Q: I'm a fifth-grade teacher who hopes you alert readers to a new report saying what teachers have said for years: Our children are falling behind in reading and many parents are clueless. For example, a mother asked me what kind of video game to buy her son for Christmas that would help him read better. I said, buy him books. Her response? "But he doesn't like to read." Parents need to get smarter about this crisis. Tell them to make reading part of their lives. Teachers can't do it alone!
A: I understand your frustration. Educators are always saying loud and clear to parents: If you want to do one thing to significantly increase your child's chances for success in school, make reading a priority in your home from infancy. (...)

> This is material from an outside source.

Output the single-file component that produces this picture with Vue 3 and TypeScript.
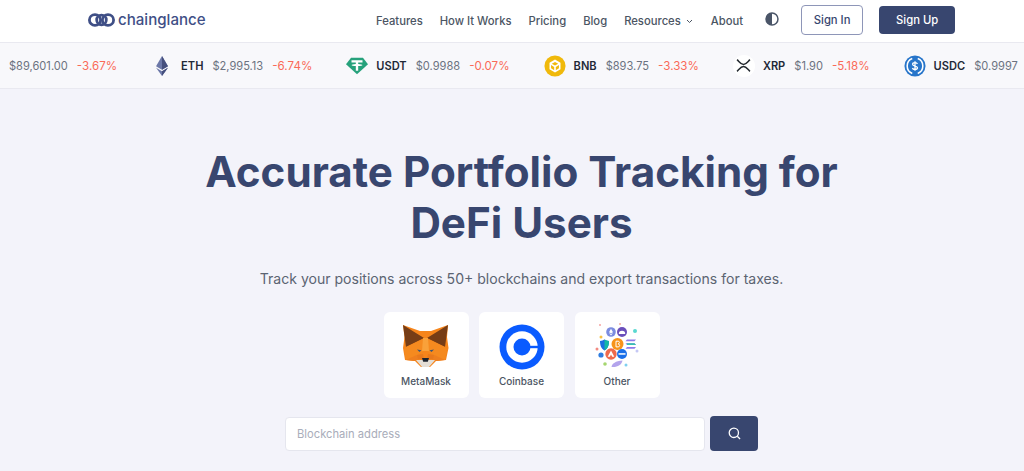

"To Read or Not To Read" analyzes reading patterns in the United States and gathers statistics from more than 40 studies on the reading habits and skills of children, teenagers and adults.
Among other findings:
* The number of books in a home is a significant predictor of academic achievement.
* Children and teens that read for pleasure daily or weekly score better on reading tests than infrequent readers.
* On writing tests, children and teens that read for pleasure easily outscore those who don't.
* Less than one-third of 13-year-olds are daily readers, a 14 percent decline from 20 years earlier.
* On average, Americans ages 15 to 24 spend almost two hours a day watching TV, and only seven minutes of their daily leisure time on reading. (...)
To those who say kids are reading just as much, they're just reading online, Iyengar says, "Our research took into consideration online reading and yet, there is still an alarming decline when kids hit their teens. Americans are not only reading less, we're reading less well and there are significant implications." For parents who want to give their kids a leg up on life, the study is offers a simple message: make reading for pleasure a daily priority in your home from a child's first weeks on Earth. Children who read often for pleasure do better in school and find a surer path to college. (...)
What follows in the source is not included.